▼

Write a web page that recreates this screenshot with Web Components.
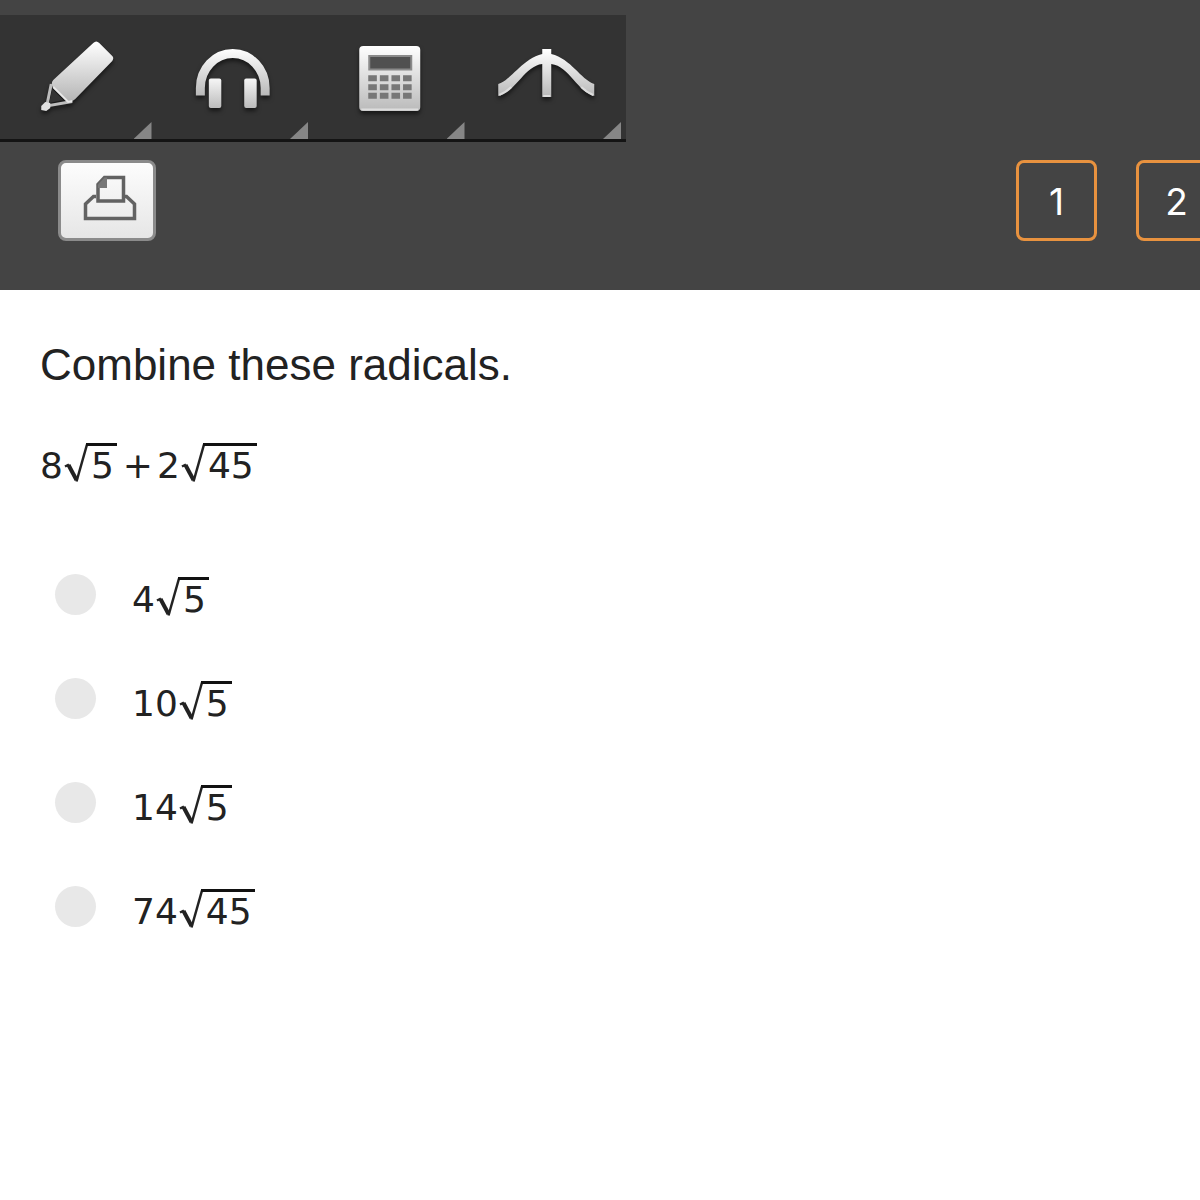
<!DOCTYPE html>
<html lang="en">
<head>
<meta charset="utf-8">
<meta name="viewport" content="width=device-width, initial-scale=1">
<title>Combine these radicals</title>
<style>
  html, body { margin: 0; background: #fff; }
  body { font-family: "Liberation Sans", Arial, sans-serif; color: #222; overflow-x: hidden; }
</style>
</head>
<body>
<quiz-app></quiz-app>

<template id="tool-button">
  <style>
    :host { display: block; flex: 1 1 0; min-width: 0; }
    button { position: relative; display: block; width: 100%; height: 124px; margin: 0; padding: 0; border: 0; background: none; cursor: pointer; }
    .corner { position: absolute; right: 5px; bottom: 0; width: 18px; height: 17px; background: #868686; clip-path: polygon(100% 0, 100% 100%, 0 100%); }
  </style>
  <button type="button"><slot></slot><span class="corner"></span></button>
</template>

<template id="tool-bar">
  <style>
    :host { display: flex; box-sizing: border-box; width: 626px; max-width: 100%; background: #333; border-bottom: 3px solid #141414; }
    svg { display: block; width: 100%; height: 124px; filter: drop-shadow(0 3px 2px rgba(0,0,0,.55)); }
  </style>
  <tool-button label="Pencil">
    <svg viewBox="0 15 156 124" aria-hidden="true">
      <defs><linearGradient id="g" x1="0" y1="0" x2="0" y2="1"><stop offset="0" stop-color="#fff"/><stop offset="1" stop-color="#b4b4b4"/></linearGradient></defs>
      <path d="M51 84 46.500 106 72 101.500" fill="none" stroke="#bdbdbd" stroke-width="3"/>
      <path d="M52 89 49 103 63 100Z" fill="#333"/>
      <path d="M93 43Q96 40 99 43L112 56Q114 58 112 61L75 99Q72 102 67 102L53 88Q50 83 53 80Z" fill="url(#g)"/>
      <path d="M53 87 68 102 72 101" fill="none" stroke="#e8e8e8" stroke-width="2"/>
      <path d="M45 102 50 103 50 108 46 111 41 110 41 106Z" fill="#e2e2e2"/>
    </svg>
  </tool-button>
  <tool-button label="Read aloud">
    <svg viewBox="156 15 157 124" aria-hidden="true">
      <defs><linearGradient id="h" gradientUnits="userSpaceOnUse" x1="0" y1="49" x2="0" y2="96"><stop offset="0" stop-color="#fff"/><stop offset="1" stop-color="#b8b8b8"/></linearGradient>
      <linearGradient id="h2" x1="0" y1="0" x2="0" y2="1"><stop offset="0" stop-color="#f6f6f6"/><stop offset="1" stop-color="#bcbcbc"/></linearGradient></defs>
      <path d="M199.500 95.500V88A32.500 34.500 0 0 1 264.500 88V95.500" fill="none" stroke="url(#h)" stroke-width="9"/>
      <rect x="208" y="78.500" width="12.500" height="29.500" rx="2" fill="url(#h2)"/>
      <rect x="243.500" y="78.500" width="12.500" height="29.500" rx="2" fill="url(#h2)"/>
    </svg>
  </tool-button>
  <tool-button label="Calculator">
    <svg viewBox="313 15 156 124" aria-hidden="true">
      <defs><linearGradient id="c" x1="0" y1="0" x2="0" y2="1"><stop offset="0" stop-color="#fff"/><stop offset="1" stop-color="#bababa"/></linearGradient></defs>
      <rect x="359" y="46" width="61" height="65" rx="4" fill="url(#c)"/>
      <path d="M361 109.500H418" stroke="#ddd" stroke-width="2"/>
      <rect x="369" y="56" width="42" height="13.500" fill="#505050" stroke="#8a8a8a" stroke-width="2"/>
      <g stroke="#777" stroke-width="6" stroke-dasharray="8.600 3"><path d="M368 78.200H411.500"/><path d="M368 87.200H411.500"/><path d="M368 95.800H411.500"/></g>
    </svg>
  </tool-button>
  <tool-button label="Graph">
    <svg viewBox="470 15 156 124" aria-hidden="true">
      <defs><linearGradient id="p" gradientUnits="userSpaceOnUse" x1="0" y1="50" x2="0" y2="97"><stop offset="0" stop-color="#fff"/><stop offset="1" stop-color="#b8b8b8"/></linearGradient></defs>
      <path d="M542 49H551V54C571 59 580 79 594 84V96C578 93 569 66 551 64V97H542V64C524 66 515 93 498 96V84C512 79 522 59 542 54Z" fill="url(#p)"/>
      <path d="M499 95Q506 92 511 87M593 95Q586 92 581 87M543 96H550" stroke="#ddd" stroke-width="2" fill="none"/>
    </svg>
  </tool-button>
</template>

<template id="print-button">
  <style>
    :host { display: block; }
    button { display: grid; place-items: center; box-sizing: border-box; width: 98px; height: 81px; margin: 0; padding: 0; border: 3px solid #8b8b8b; border-radius: 8px; background: linear-gradient(#fdfdfd, #e6e6e6); cursor: pointer; }
    svg { display: block; }
  </style>
  <button type="button" aria-label="Print">
    <svg width="92" height="75" viewBox="61 163 92 75" fill="none" stroke="#626262" stroke-width="3.500" aria-hidden="true">
      <path d="M96 196.500H93.500L85.500 204V218.500H134.500V204L126.500 196.500H124"/>
      <path d="M104.500 177.500H123.500V201H98V184.500Z"/>
      <path d="M98 184.500 104.500 177.500H107V188H98Z" fill="#777" stroke="none"/>
    </svg>
  </button>
</template>

<template id="page-nav">
  <style>
    :host { display: block; flex: 0 1 184px; overflow: hidden; }
    nav { display: flex; gap: 39px; }
    button { flex: none; box-sizing: border-box; width: 81px; height: 81px; margin: 0; padding: 2px 0 0; border: 3px solid #e8923f; border-radius: 8px; background: none; color: #fff; font: 37px/42px Inter, "Liberation Sans", sans-serif; text-align: center; cursor: pointer; }
  </style>
  <nav aria-label="Questions"><button type="button">1</button><button type="button">2</button></nav>
</template>

<template id="root-sign">
  <style>
    :host { display: inline-flex; align-items: flex-start; margin-left: 1px; }
    svg { display: block; flex: none; width: 22px; height: 40px; overflow: visible; }
    .radicand { border-top: 3px solid #111; line-height: 39px; padding: 0 3px 0 5px; }
  </style>
  <svg viewBox="0 0 22 40" fill="none" stroke="#222" role="img" aria-label="square root of">
    <path d="M1 23.500 5 21.500" stroke-width="2.500"/>
    <path d="M4.500 22 12.500 37" stroke-width="4"/>
    <path d="M12.500 38.500 23 1.500" stroke-width="2.500"/>
  </svg><span class="radicand"><slot></slot></span>
</template>

<template id="math-line">
  <style>
    :host { display: flex; align-items: flex-start; height: 44px; font: 36px/44px "DejaVu Sans", Verdana, sans-serif; color: #222; }
    ::slotted(span) { line-height: 45px; }
    ::slotted(.op) { margin: 0 4px 0 6px; }
  </style>
  <slot></slot>
</template>

<template id="answer-list">
  <style>
    :host { display: block; }
    fieldset { display: flex; flex-direction: column; gap: 57px; margin: 0; padding: 0; border: 0; min-width: 0; }
    label { display: flex; align-items: flex-start; gap: 36px; height: 47px; cursor: pointer; }
    input { appearance: none; flex: none; width: 41px; height: 41px; margin: 0; border-radius: 50%; background: #e8e8e8; }
    input:checked { background: radial-gradient(circle, #555 0 9px, #e8e8e8 10px); }
    math-line { margin-top: 3px; }
  </style>
  <fieldset aria-label="Answers">
    <label><input type="radio" name="answer"><math-line><span>4</span><root-sign>5</root-sign></math-line></label>
    <label><input type="radio" name="answer"><math-line><span>10</span><root-sign>5</root-sign></math-line></label>
    <label><input type="radio" name="answer"><math-line><span>14</span><root-sign>5</root-sign></math-line></label>
    <label><input type="radio" name="answer"><math-line><span>74</span><root-sign>45</root-sign></math-line></label>
  </fieldset>
</template>

<template id="quiz-app">
  <style>
    :host { display: block; }
    header { padding-top: 15px; background: #444; }
    .actions { display: flex; justify-content: space-between; padding: 18px 0 49px 58px; }
    main { padding: 50px 40px; }
    h1 { margin: 0 0 53px; font-size: 44px; line-height: 50px; font-weight: 400; }
    answer-list { margin: 87px 0 0 15px; }
  </style>
  <header>
    <tool-bar></tool-bar>
    <div class="actions"><print-button></print-button><page-nav></page-nav></div>
  </header>
  <main>
    <h1>Combine these radicals.</h1>
    <math-line><span>8</span><root-sign>5</root-sign><span class="op">+</span><span>2</span><root-sign>45</root-sign></math-line>
    <answer-list></answer-list>
  </main>
</template>

<script>
  class TemplateElement extends HTMLElement {
    constructor() {
      super();
      const template = document.getElementById(this.localName);
      this.attachShadow({ mode: "open" }).append(template.content.cloneNode(true));
    }
  }
  class ToolButton extends TemplateElement {
    connectedCallback() {
      this.shadowRoot.querySelector("button").setAttribute("aria-label", this.getAttribute("label") || "");
    }
  }
  customElements.define("tool-button", ToolButton);
  for (const name of ["tool-bar", "print-button", "page-nav", "root-sign", "math-line", "answer-list", "quiz-app"]) {
    customElements.define(name, class extends TemplateElement {});
  }
</script>
</body>
</html>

▲

▶ [GIVEN REQUEST]: Output exactly the span of lines from the top of the listing through the line holding "<quiz-app></quiz-app>", and leave every picture out.

▶ [COMPLETED TASK]:
Write a web page that recreates this screenshot with Web Components.
<!DOCTYPE html>
<html lang="en">
<head>
<meta charset="utf-8">
<meta name="viewport" content="width=device-width, initial-scale=1">
<title>Combine these radicals</title>
<style>
  html, body { margin: 0; background: #fff; }
  body { font-family: "Liberation Sans", Arial, sans-serif; color: #222; overflow-x: hidden; }
</style>
</head>
<body>
<quiz-app></quiz-app>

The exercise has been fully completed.